カラカラ
昨日から公開になった映画「
カラカラ」、見に行ってきました。今日のミッドランドスクエアシネマは大混雑。「東京物語」「レ・ミゼラブル」「大奥」など話題作が目白押しだものなぁと思いましたが、「カラカラ」もなかなかの入りでした。っていうか、わたしが見に行くのってマイナーな映画が多いので、あんなに人が入ってる客席って見たことない気がする(笑)。観客の年齢層は高めでした。まぁ地味な映画ですものね。
仕事をリタイヤして「憧れのアジア旅行」の行き先に沖縄を選んだピエールと、夫の暴力に耐えかねてプチ家出した純子が、ひょんなきっかけで出会って旅をすることになって……というお話。予定調和的な結末まである程度読めてしまう、ほんとうに典型的なロードムービーでした。
今までにいくつもある「オキナワ映画」の中では、主人公のピエール(フランス系カナダ人)目線で物語が進行していくのと、最新のセンスで作られたリゾートホテル、ゆいレール、電気自動車などの登場する最も「いま」視点の沖縄(もちろん昔ながらの「沖縄」も登場するけど)、というあたりがちょっと目新しくて面白いです。
以下映画の感想をあんまりネタバレしない程度に。
「典型的なロードムービー」なだけに、退屈だと思う人もいるかもしれない。沖縄の風景も、「青い空青い海~!」というシーンはほとんどなくて、うす曇の空の、ちょっとさびしさ漂うオフシーズンの沖縄です(それはそれで落ち着いたいい感じだけど)。

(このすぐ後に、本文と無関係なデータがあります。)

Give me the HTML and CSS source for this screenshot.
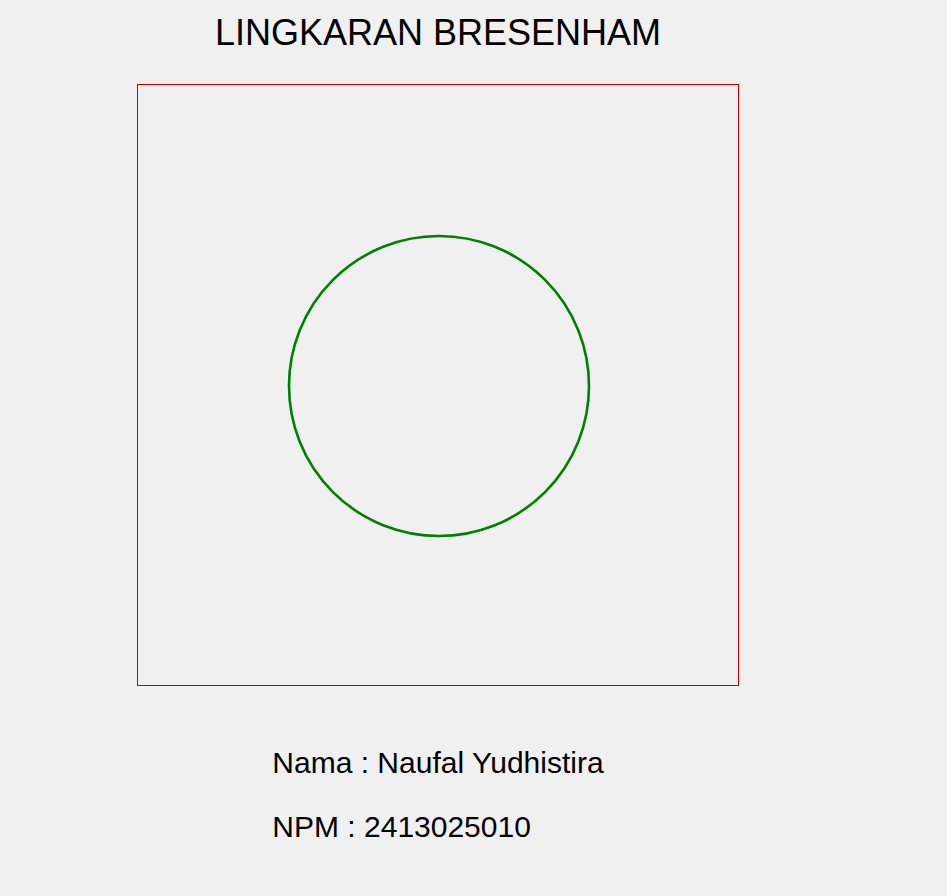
FILE: index.html
```html
<!DOCTYPE html>
<html>
<head>
<meta charset="utf-8">
<title>Lingkaran Bresenham</title>
<link rel="stylesheet" href="styles.css">
</head>
<body>
<main class="page">
  <h1 class="title">LINGKARAN BRESENHAM</h1>
  <div class="canvas">
    <svg class="drawing" width="600" height="600" viewBox="0 0 600 600">
      <circle cx="301" cy="301" r="150" fill="none" stroke="#008000" stroke-width="2.6"/>
    </svg>
  </div>
  <div class="info">
    <p class="line">Nama : Naufal Yudhistira</p>
    <p class="line">NPM : 2413025010</p>
  </div>
</main>
</body>
</html>
```
FILE: styles.css
```css
html, body {
  margin: 0;
  padding: 0;
  background: #f0f0f0;
}
body {
  font-family: "Liberation Sans", Arial, sans-serif;
  color: #000;
}
.page {
  width: 602px;
  margin-left: 137px;
  padding-top: 13px;
  display: flex;
  flex-direction: column;
  align-items: center;
}
.title {
  margin: 0;
  font-size: 36px;
  font-weight: normal;
  line-height: 40px;
  text-align: center;
}
.canvas {
  margin-top: 31px;
  width: 600px;
  height: 600px;
  border: 1px solid #cc0000;
}
.drawing {
  display: block;
}
.info {
  margin-top: 45px;
}
.line {
  margin: 0;
  font-size: 30px;
  line-height: 64px;
}
```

ピエールはフランス系カナダ人なので、沖縄旅行中は英語で会話するけど独白シーンはフランス語。劇中でフランス語の歌を歌うシーンがあるのですが、それを聴いててふと下地勇の歌を思い出してしまい、「なるほど宮古の言葉ってフランス語に似てるわ」と妙に納得(笑)。
BGMの三線もいい感じ。 新良幸人はやっぱり間の取り方が最高です。伊平屋島の念頭平松の下でピエールが寝転がってるシーン(映画のための特別許可です)に流れる、「本嘉手久節」のウタムチをアレンジしたと思われる音楽がよかったな。

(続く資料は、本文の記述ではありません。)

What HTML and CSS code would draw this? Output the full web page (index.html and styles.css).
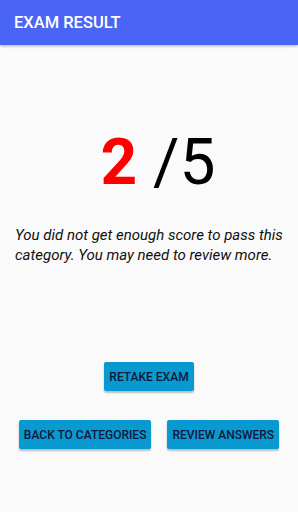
FILE: index.html
```html
<!DOCTYPE html>
<html>
<head>
<meta charset="utf-8">
<link rel="stylesheet" href="styles.css">
</head>
<body>
<div class="appbar"><span class="title">EXAM RESULT</span></div>
<main class="content">
  <div class="score"><span class="got">2</span> <span class="total">/5</span></div>
  <p class="message">You did not get enough score to pass this category. You may need to review more.</p>
  <div class="actions">
    <div class="row"><button class="btn">RETAKE EXAM</button></div>
    <div class="row two"><button class="btn">BACK TO CATEGORIES</button><button class="btn">REVIEW ANSWERS</button></div>
  </div>
</main>
</body>
</html>
```
FILE: styles.css
```css
html, body { margin: 0; padding: 0; }
body {
  width: 298px; height: 512px; overflow: hidden;
  background: #fafafa;
  font-family: Roboto, "Liberation Sans", sans-serif;
}
.appbar {
  height: 45px;
  background: #4a64f5;
  box-shadow: 0 1px 3px rgba(0,0,0,0.3);
  display: flex; align-items: center;
  padding-left: 14px;
}
.title { color: #fff; font-size: 16.5px; font-weight: 500; }
.content { display: flex; flex-direction: column; }
.score {
  margin-top: 80px;
  padding-left: 18px;
  text-align: center;
  font-size: 64px;
  line-height: 75px;
  color: #000;
}
.got { color: #ff0000; font-weight: 700; }
.total { font-weight: 400; }
.message {
  margin: 25px 14px 0 15px;
  font-style: italic;
  font-size: 15px;
  line-height: 20px;
  color: #111;
}
.actions { margin-top: 97px; display: flex; flex-direction: column; gap: 29px; }
.row { display: flex; justify-content: center; gap: 16px; }
.btn {
  background: #0899d0;
  border: none; border-radius: 2px;
  color: #14163a;
  font-family: Roboto, "Liberation Sans", sans-serif;
  font-size: 12px; font-weight: 500;
  height: 29px; padding: 0 5px;
  box-shadow: 0 2px 2px rgba(0,0,0,0.25);
}
```
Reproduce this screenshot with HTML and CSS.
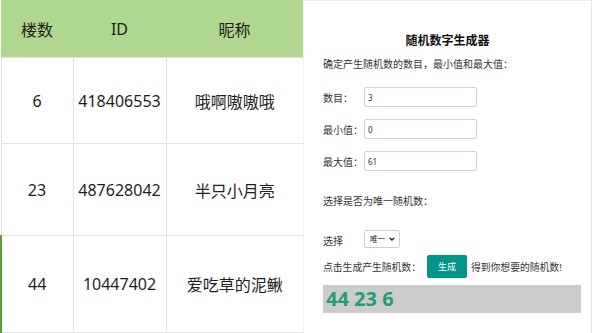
FILE: index.html
```html
<!DOCTYPE html>
<html lang="zh-CN">

<head>
    <meta charset="UTF-8">
    <meta name="viewport" content="width=device-width, initial-scale=1.0">
    <title>随机数字生成器</title>
    <link rel="stylesheet" href="styles.css">
</head>

<body>
    <div class="page">
        <table class="floors">
            <colgroup>
                <col class="c-floor">
                <col class="c-id">
                <col class="c-name">
            </colgroup>
            <thead>
                <tr>
                    <th>楼数</th>
                    <th>ID</th>
                    <th>昵称</th>
                </tr>
            </thead>
            <tbody>
                <tr class="row-a">
                    <td>6</td>
                    <td>418406553</td>
                    <td>哦啊嗷嗷哦</td>
                </tr>
                <tr class="row-b">
                    <td>23</td>
                    <td>487628042</td>
                    <td>半只小月亮</td>
                </tr>
                <tr class="row-c active">
                    <td>44</td>
                    <td>10447402</td>
                    <td>爱吃草的泥鳅</td>
                </tr>
            </tbody>
        </table>

        <section class="generator">
            <h2>随机数字生成器</h2>
            <p class="intro">确定产生随机数的数目，最小值和最大值：</p>

            <div class="field first">
                <label for="count">数目：</label>
                <input type="text" id="count" value="3">
            </div>
            <div class="field">
                <label for="min">最小值：</label>
                <input type="text" id="min" value="0">
            </div>
            <div class="field">
                <label for="max">最大值：</label>
                <input type="text" id="max" value="61">
            </div>

            <p class="ask">选择是否为唯一随机数：</p>

            <div class="field pick">
                <label for="unique">选择</label>
                <div class="select-wrap">
                    <select id="unique">
                        <option>唯一</option>
                        <option>可重复</option>
                    </select>
                    <svg class="chevron" width="6" height="4" viewBox="0 0 6 4">
                        <path d="M0.7 0.7 L3 3 L5.3 0.7" fill="none" stroke="#222" stroke-width="1.3"/>
                    </svg>
                </div>
            </div>

            <div class="go">
                <span>点击生成产生随机数：</span>
                <button type="button">生成</button>
                <span>得到你想要的随机数!</span>
            </div>

            <div class="result">44 23 6</div>
        </section>
    </div>
</body>

</html>
```

FILE: styles.css
```css
body {
    margin: 0;
    padding: 0;
    background-color: #fff;
    color: #222;
    font-family: "Noto Sans", "Noto Sans CJK SC", sans-serif;
}

.page {
    display: flex;
    width: 592px;
    height: 333px;
    overflow: hidden;
}

/* 左侧楼层表 */
.floors {
    width: 302px;
    flex: none;
    border-collapse: collapse;
    table-layout: fixed;
    font-size: 16px;
}

.c-floor {
    width: 72px;
}

.c-id {
    width: 93px;
}

.c-name {
    width: 137px;
}

.floors th {
    height: 57px;
    padding: 0;
    background-color: #b0d78f;
    font-weight: normal;
    color: #1c1c1c;
}

.floors td {
    padding: 0;
    text-align: center;
    border: 1px solid #e3e3e3;
    color: #1e1e1e;
}

.floors td:last-child {
    border-right: none;
}

.row-a td {
    height: 85px;
}

.row-b td {
    height: 91px;
}

.row-c td {
    height: 96px;
}

.active td:first-child {
    border-left: 2px solid #5f9a45;
}

/* 右侧生成器 */
.generator {
    flex: 1;
    box-sizing: border-box;
    padding: 32px 0 0 19px;
    border-top: 1px solid #ececec;
    border-right: 1px solid #e4e4e4;
    border-left: 1px solid #f0f0f0;
    font-size: 10px;
    color: #333;
}

.generator h2 {
    margin: 0 0 0 -19px;
    font-size: 12px;
    line-height: 16px;
    text-align: center;
    color: #111;
}

.intro {
    margin: 8px 0 0;
    line-height: 14px;
}

.field {
    display: flex;
    align-items: center;
    margin-top: 12px;
}

.field.first {
    margin-top: 16px;
}

.field label {
    width: 41px;
}

.field input {
    width: 113px;
    height: 20px;
    box-sizing: border-box;
    padding: 0 3px;
    border: 1px solid #d9d1d1;
    border-radius: 2px;
    font-family: inherit;
    font-size: 8px;
    color: #333;
}

.ask {
    margin: 23px 0 0;
    line-height: 14px;
}

.pick {
    margin-top: 21px;
}

.pick label {
    padding-top: 4px;
}

.select-wrap {
    position: relative;
    display: flex;
}

.select-wrap select {
    appearance: none;
    width: 36px;
    height: 18px;
    padding: 0 0 0 5px;
    border: 1px solid #cfcfcf;
    border-radius: 2px;
    background: #fff;
    font-family: inherit;
    font-size: 7.5px;
    color: #222;
}

.chevron {
    position: absolute;
    top: 7px;
    right: 5px;
    pointer-events: none;
}

.go {
    display: flex;
    align-items: center;
    margin-top: 7px;
    font-size: 9.8px;
}

.go button {
    width: 40px;
    height: 23px;
    margin: 0 4px 0 6px;
    border: none;
    border-radius: 2px;
    background-color: #009688;
    color: #fff;
    font-family: inherit;
    font-size: 9px;
    cursor: pointer;
}

.result {
    width: 258px;
    height: 28px;
    margin-top: 7px;
    box-sizing: border-box;
    padding-left: 3px;
    background-color: #cccccc;
    color: #1f9e70;
    font-size: 20px;
    font-weight: bold;
    line-height: 28px;
}
```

そのほかに挿入される沖縄民謡もいろいろあって、なおかつストーリーの邪魔にならないさじ加減。そのほかにも音楽ではないのですが、米軍機の爆音とか、大宜味村喜如嘉での、糸芭蕉をざっくざっくと刈り取っていく音とか、印象的な音(もちろん波の音も)があちこちにあって、この辺は監督のセンスなのかなーと思いました。
そういえば純子のたてる「騒音」もかなり印象的(笑)。
缶コーヒー「BOSS」のCMを見ていると自分たちからいちばん遠い立場のはずの「宇宙人ジョーンズ」のほうにいつのまにか感情移入してしまうように、この映画も見ているうちに自然にピエールのほうに感情移入してしまいます(そういえば「ピエールさん」のたたずまいは時々「宇宙人ジョーンズ」に似てなくもない)。今までと違った角度から見る「沖縄」もなかなか新鮮でよろしい。